The amendment effectively defaults to the more detailed provisions under the Criminal Procedural Law on arrest and detention, e.g., in a case where a suspect is caught in the act, a prior order from the District Court is not required. So the previous explicit court order requirement in the EIT Law has been deleted.
4. Civil Servant Investigators: The Amendment Law strengthens the role of civil servant investigators provided in Article 43 (5) of the EIT Law by adding the following additional authorities that can be exercised by civil servant investigators:
a. the authority to restrict or terminate access to data and/or Electronic System that are related to criminal conduct; and
b. the authority to request information in or made by Electronic Systems related to criminal conduct from Electronic System Operators.
5. Right to be Forgotten: The Amendment Law adds provisions on “the right
- to be forgotten” in Article 26 of the EIT Law as follows:
a. Each Electronic System Operator must delete irrelevant Electronic Information and/or Electronic Documents that are under its control upon the request of the relevant person.
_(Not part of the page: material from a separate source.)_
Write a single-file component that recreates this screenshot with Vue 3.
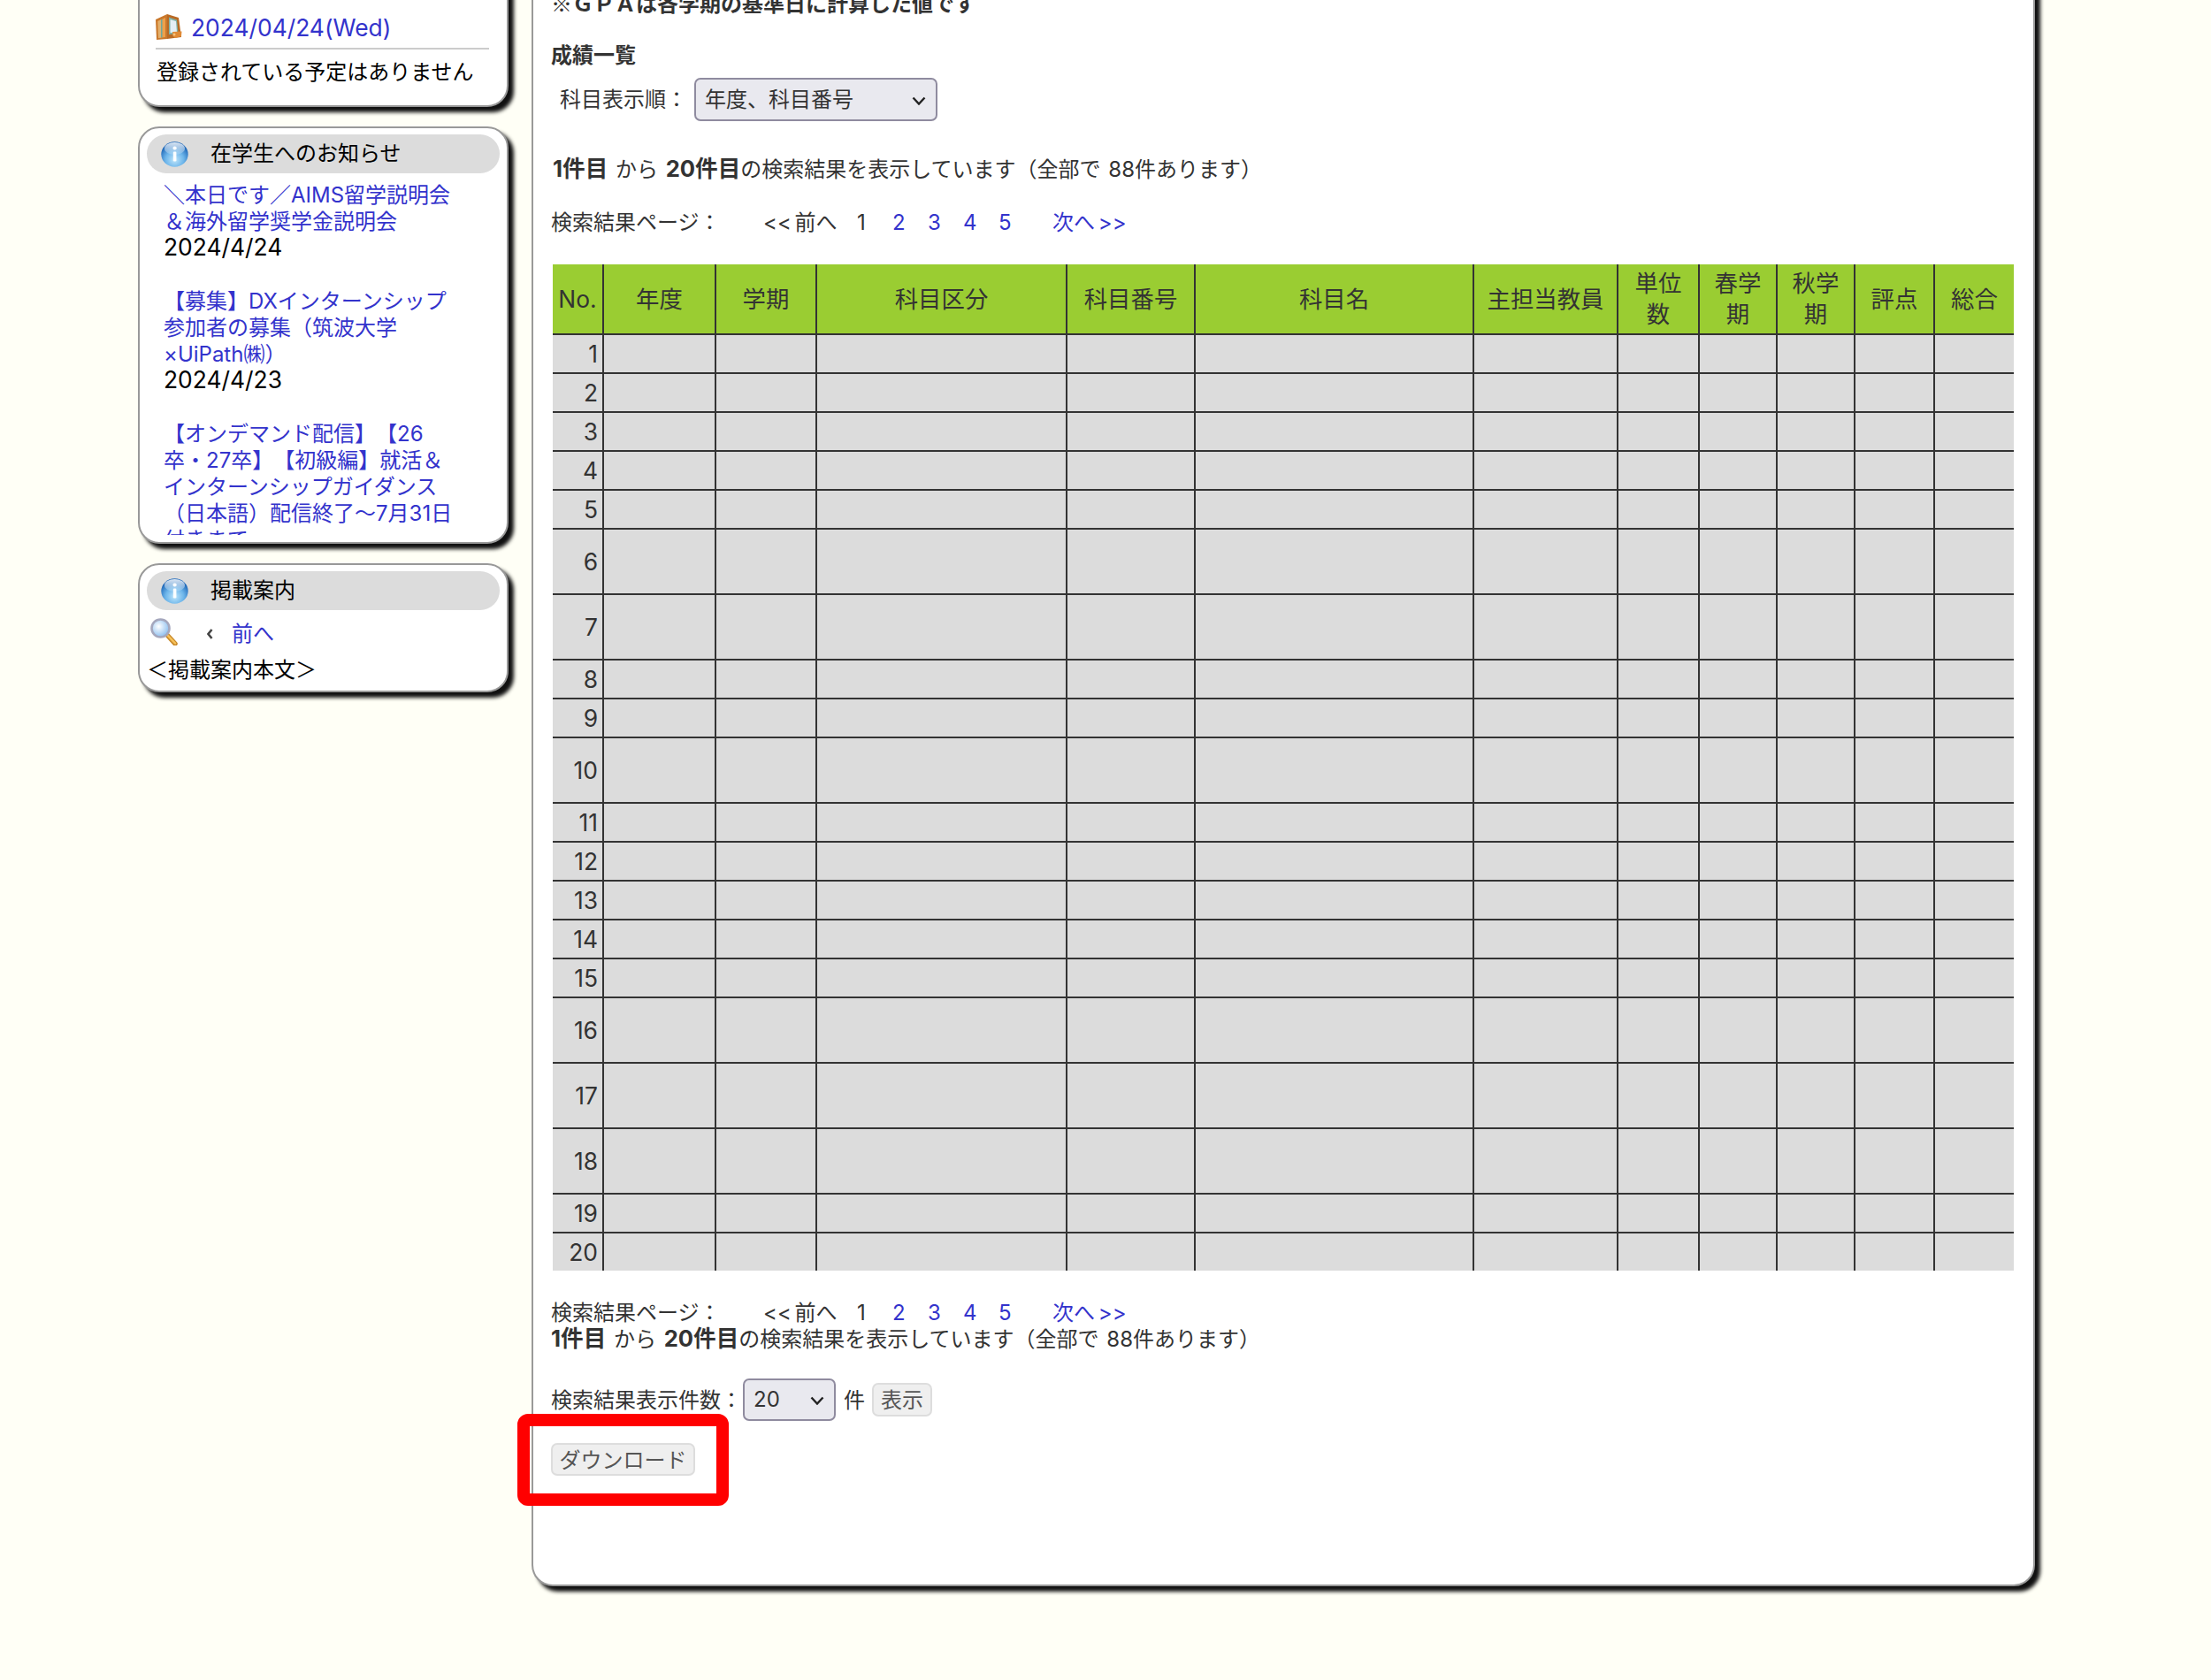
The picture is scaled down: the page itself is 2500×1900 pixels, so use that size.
<script setup>
const cols = [58, 127, 114, 283, 145, 315, 163, 92, 88, 88, 90, 89]

const heads = [
  ['No.'],
  ['年度'],
  ['学期'],
  ['科目区分'],
  ['科目番号'],
  ['科目名'],
  ['主担当教員'],
  ['単位', '数'],
  ['春学', '期'],
  ['秋学', '期'],
  ['評点'],
  ['総合']
]

// 6, 7, 10, 16, 17, 18 are the taller rows
const tall = [6, 7, 10, 16, 17, 18]
const rows = Array.from({ length: 20 }, (_, i) => ({
  no: i + 1,
  tall: tall.includes(i + 1)
}))

const pages = [2, 3, 4, 5]
</script>

<template>
  <div class="page">
    <svg class="defs" aria-hidden="true">
      <defs>
        <radialGradient id="ball" cx="50%" cy="72%" r="62%">
          <stop offset="0" stop-color="#bfe6fb" />
          <stop offset="0.55" stop-color="#6db5ea" />
          <stop offset="1" stop-color="#1f68b8" />
        </radialGradient>
        <linearGradient id="gloss" x1="0" y1="0" x2="0" y2="1">
          <stop offset="0" stop-color="#ffffff" stop-opacity="0.85" />
          <stop offset="1" stop-color="#ffffff" stop-opacity="0.15" />
        </linearGradient>
        <radialGradient id="lens" cx="40%" cy="40%" r="60%">
          <stop offset="0" stop-color="#ffffff" />
          <stop offset="1" stop-color="#8fc0f0" />
        </radialGradient>
      </defs>
      <symbol id="info" viewBox="0 0 31 29">
        <ellipse cx="15.5" cy="14.5" rx="15.2" ry="14.2" fill="url(#ball)" />
        <ellipse cx="15.5" cy="8" rx="11.5" ry="7" fill="url(#gloss)" />
        <rect x="13.8" y="11.5" width="3.6" height="11" rx="1.2" fill="#fff" opacity="0.95" />
        <circle cx="15.6" cy="7.5" r="2.1" fill="#fff" />
      </symbol>
    </svg>

    <aside class="side">
      <section class="panel panel-cal">
        <div class="cal-date">
          <svg class="ico-book" viewBox="0 0 30 30" aria-hidden="true">
            <path d="M0 6 13 0V28L1 29Z" fill="#c9782c" />
            <path d="M13 0 26 4 29 26 13 28Z" fill="#b96a24" />
            <path d="M2.5 8 11 4V26L3 27Z" fill="#ee9f49" />
            <path d="M2.5 8 6 6.3V26.5L3 27Z" fill="#e3b06c" />
            <path d="M6 6.3 7.5 5.6V26.3L6 26.5Z" fill="#6fa79b" />
            <path d="M15 3.5 24 6.5 25.5 22 15 23Z" fill="#7fb0a6" />
            <path d="M16.5 6 23 8 24 20.5 16.5 21Z" fill="#e4eef5" />
            <path d="M19 20 29.5 19.5 29 25 22 27 19.5 25Z" fill="#e08a35" />
            <circle cx="21" cy="23" r="1.5" fill="#f6c27c" />
          </svg>
          <a class="link date">2024/04/24(Wed)</a>
        </div>
        <div class="cal-text">登録されている予定はありません</div>
      </section>

      <section class="panel panel-news">
        <h3 class="pill">
          <svg class="ico-info" aria-hidden="true"><use href="#info" /></svg>
          在学生へのお知らせ
        </h3>
        <div class="news">
          <p>
            <a class="link">＼本日です／AIMS留学説明会<br>＆海外留学奨学金説明会</a><br>
            <span class="date">2024/4/24</span>
          </p>
          <p>
            <a class="link">【募集】DXインターンシップ<br>参加者の募集（筑波大学<br>×UiPath㈱）</a><br>
            <span class="date">2024/4/23</span>
          </p>
          <p>
            <a class="link">【オンデマンド配信】【26<br>卒・27卒】【初級編】就活＆<br>インターンシップガイダンス<br>（日本語）配信終了～7月31日<br>付きまで</a>
          </p>
        </div>
      </section>

      <section class="panel panel-info">
        <h3 class="pill">
          <svg class="ico-info" aria-hidden="true"><use href="#info" /></svg>
          掲載案内
        </h3>
        <div class="info-nav">
          <svg class="ico-lens" viewBox="0 0 31 31" aria-hidden="true">
            <path d="M18 18 28 29" stroke="#c98a2a" stroke-width="5.5" stroke-linecap="round" />
            <path d="M18.5 18.5 28 28.5" stroke="#f7c25a" stroke-width="2.5" stroke-linecap="round" />
            <circle cx="11.5" cy="11.5" r="10" fill="url(#lens)" stroke="#a5a7bd" stroke-width="2.6" />
          </svg>
          <svg class="ico-prev" viewBox="0 0 7 12" aria-hidden="true">
            <path d="M5.5 1 1.5 6 5.5 11" fill="none" stroke="#444" stroke-width="2.6" />
          </svg>
          <a class="link">前へ</a>
        </div>
        <div class="info-body">＜掲載案内本文＞</div>
      </section>
    </aside>

    <main class="main">
      <p class="gpa">※ＧＰＡは各学期の基準日に計算した値です</p>
      <h4 class="title">成績一覧</h4>

      <div class="sort-row">
        <span class="sort-label">科目表示順：</span>
        <div class="select select-sort">
          <select>
            <option>年度、科目番号</option>
          </select>
          <svg viewBox="0 0 16 10" aria-hidden="true"><path d="M1.5 1.5 8 8.5 14.5 1.5" /></svg>
        </div>
      </div>

      <p class="result result-top"><b>1件目</b> から <b>20件目</b>の検索結果を表示しています（全部で 88件あります）</p>

      <div class="pager pager-top">
        <span class="pager-label">検索結果ページ：</span>
        <span class="pager-prev">&lt;&lt; 前へ</span>
        <span class="pager-num">1</span>
        <a v-for="p in pages" :key="p" class="pager-num link">{{ p }}</a>
        <a class="pager-next link">次へ &gt;&gt;</a>
      </div>

      <table class="grades">
        <colgroup>
          <col v-for="(w, i) in cols" :key="i" :style="{ width: w + 'px' }">
        </colgroup>
        <thead>
          <tr>
            <th v-for="(h, i) in heads" :key="i">
              <template v-for="(line, j) in h" :key="j">
                <br v-if="j > 0">{{ line }}
              </template>
            </th>
          </tr>
        </thead>
        <tbody>
          <tr v-for="r in rows" :key="r.no" :class="{ tall: r.tall }">
            <td class="no">{{ r.no }}</td>
            <td v-for="c in 11" :key="c"></td>
          </tr>
        </tbody>
      </table>

      <div class="pager pager-bottom">
        <span class="pager-label">検索結果ページ：</span>
        <span class="pager-prev">&lt;&lt; 前へ</span>
        <span class="pager-num">1</span>
        <a v-for="p in pages" :key="p" class="pager-num link">{{ p }}</a>
        <a class="pager-next link">次へ &gt;&gt;</a>
      </div>
      <p class="result"><b>1件目</b> から <b>20件目</b>の検索結果を表示しています（全部で 88件あります）</p>

      <div class="count-row">
        <span class="count-label">検索結果表示件数：</span>
        <div class="select select-count">
          <select>
            <option>20</option>
          </select>
          <svg viewBox="0 0 16 10" aria-hidden="true"><path d="M1.5 1.5 8 8.5 14.5 1.5" /></svg>
        </div>
        <span class="count-unit">件</span>
        <button class="btn">表示</button>
      </div>

      <div class="download">
        <button class="btn btn-dl">ダウンロード</button>
        <div class="mark"></div>
      </div>
    </main>
  </div>
</template>

<style scoped>
.page {
  width: 2500px;
  height: 1900px;
  overflow: hidden;
  display: flex;
  align-items: flex-start;
  gap: 26px;
  padding-left: 156px;
  box-sizing: border-box;
  background: #fffff6;
  color: #000;
  font-family: Inter, "Noto Sans CJK JP", sans-serif;
  font-size: 24px;
  line-height: 30px;
  text-spacing-trim: space-all;
}

.defs {
  position: absolute;
  width: 0;
  height: 0;
}

.link {
  color: #3333cc;
  text-decoration: none;
}

.date {
  font-size: 26.4px;
  line-height: 0;
}

/* side column */
.side {
  width: 419px;
  flex: none;
  display: flex;
  flex-direction: column;
  gap: 22px;
  margin-top: -60px;
}

.panel {
  background: #fff;
  border: 2px solid #999;
  border-radius: 24px;
  box-shadow: 6px 6px 4px #111;
  box-sizing: border-box;
}

.panel-cal {
  height: 181px;
  padding: 72px 20px 0 19px;
}

.cal-date {
  display: flex;
  align-items: center;
  gap: 10px;
  height: 34px;
  margin-left: -1px;
  padding-bottom: 6px;
  border-bottom: 2px solid #ccc;
  box-sizing: content-box;
}

.ico-book {
  width: 30px;
  height: 30px;
  flex: none;
}

.cal-text {
  margin-top: 11px;
}

.panel-news {
  height: 472px;
  padding: 7px 8px 0;
}

.panel-info {
  height: 146px;
  padding: 7px 8px 0;
}

.pill {
  display: flex;
  align-items: center;
  gap: 25px;
  height: 44px;
  margin: 0;
  padding-left: 16px;
  border-radius: 22px;
  background: #dcdcdc;
  font-size: 24px;
  font-weight: normal;
}

.ico-info {
  width: 31px;
  height: 29px;
  flex: none;
}

/* last item is cut off by the panel in the original too */
.news {
  height: 400px;
  box-sizing: border-box;
  margin: 9px 0 0 19px;
  padding-top: 1px;
  overflow: hidden;
  white-space: nowrap;
}

.news p {
  margin: 0 0 30px;
}

.info-nav {
  display: flex;
  align-items: center;
  height: 44px;
  margin-top: 5px;
  padding-left: 4px;
}

.ico-lens {
  width: 31px;
  height: 31px;
  flex: none;
  margin-top: -6px;
}

.ico-prev {
  width: 7px;
  height: 12px;
  flex: none;
  margin: 0 21px 0 33px;
}

.info-body {
  margin-top: 4px;
}

/* main column */
.main {
  width: 1700px;
  flex: none;
  box-sizing: border-box;
  margin-top: -40px;
  padding: 26px 0 123px 20px;
  background: #fff;
  border: 2px solid #999;
  border-radius: 24px;
  box-shadow: 6px 6px 4px #111;
  color: #333;
}

.gpa {
  margin: 0;
  font-family: "Noto Sans CJK JP", sans-serif;
  font-weight: bold;
}

.title {
  margin: 30px 0 0;
  font-size: 24px;
  font-weight: bold;
}

.sort-row {
  display: flex;
  align-items: center;
  margin-top: 10px;
  padding-left: 10px;
}

.sort-label {
  width: 152px;
}

.select {
  position: relative;
  box-sizing: border-box;
}

.select select {
  display: block;
  width: 100%;
  height: 100%;
  box-sizing: border-box;
  appearance: none;
  background: #e9e9ef;
  border: 2px solid #8f8b9f;
  border-radius: 7px;
  color: #333;
  font: inherit;
}

.select svg {
  position: absolute;
  top: 50%;
  right: 13px;
  width: 16px;
  height: 10px;
  margin-top: -4px;
  fill: none;
  stroke: #222;
  stroke-width: 2.4;
}

.select-sort {
  width: 275px;
  height: 49px;
}

.select-sort select {
  padding-left: 10px;
}

.result {
  margin: 0;
  word-spacing: 2px;
}

.result b {
  font-size: 25.6px;
  line-height: 0;
}

.result-top {
  margin-top: 40px;
  margin-left: 2px;
}

.pager {
  display: flex;
  height: 30px;
}

.pager-top {
  margin-top: 30px;
}

.pager-bottom {
  margin-top: 33px;
}

.pager-label {
  width: 240px;
  flex: none;
}

.pager-prev {
  width: 106px;
  flex: none;
  word-spacing: -3px;
}

.pager-num {
  width: 40px;
  flex: none;
}

.pager-next {
  margin-left: 21px;
  word-spacing: -3px;
}

.grades {
  width: 1652px;
  margin: 32px 0 0 2px;
  table-layout: fixed;
  border-collapse: separate;
  border-spacing: 0;
  font-size: 26.4px;
}

.grades th {
  height: 78px;
  padding: 0;
  background: #9acd32;
  border-right: 2px solid #333;
  border-bottom: 2px solid #333;
  font-weight: normal;
  line-height: 35px;
  text-align: center;
}

.grades td {
  height: 42px;
  padding: 0;
  background: #dcdcdc;
  border-right: 2px solid #333;
  border-bottom: 2px solid #333;
}

.grades tr.tall td {
  height: 72px;
}

.grades th:last-child,
.grades td:last-child {
  border-right: none;
}

.grades tbody tr:last-child td {
  border-bottom: none;
}

.grades td.no {
  padding-right: 5px;
  text-align: right;
}

.count-row {
  display: flex;
  align-items: center;
  margin-top: 29px;
}

.count-label,
.count-unit {
  padding-top: 2px;
}

.select-count {
  width: 105px;
  height: 48px;
  margin-left: 1px;
}

.select-count select {
  padding-left: 10px;
}

.count-unit {
  margin: 0 8px 0 9px;
}

.btn {
  height: 38px;
  padding: 2px 8px 0;
  box-sizing: border-box;
  background: #efefef;
  border: 2px solid #ddd;
  border-radius: 7px;
  color: #555;
  font: inherit;
  line-height: 30px;
}

.download {
  position: relative;
  width: 163px;
  margin-top: 25px;
}

.btn-dl {
  display: block;
  width: 163px;
  height: 37px;
  padding: 2px 0 0;
}

.mark {
  position: absolute;
  top: -33px;
  right: -38px;
  bottom: -34px;
  left: -38px;
  border: 14px solid #f00;
  border-radius: 12px;
  pointer-events: none;
}
</style>

<style>
html,
body {
  margin: 0;
  background: #fffff6;
}
</style>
Such request must be backed by a court stipulation.
b. Each Electronic System Operator must provide deletion mechanisms for any Electronic Information and/or Electronic Documents that are not relevant anymore in accordance with the
laws and regulations.
c. The provisions on the Electronic Information and/or Electronic Documents deletion mechanisms are further regulated in a Government Regulation.
6. Unlawful Content – Termination of Access: The Amendment Law strengthens the role of the Government in preventing unlawful content by inserting additional provisions in Article 40 of the EIT Law:
a. The Government must prevent any dissemination and use of Electronic Information and/or Electronic Documents that has restricted content, in accordance with the laws and regulations.
b. In conducting the above prevention, the Government is authorized to terminate access and/or order Electronic System Operators to terminate access to Electronic Information and/or Electronic Documents that have unlawful content.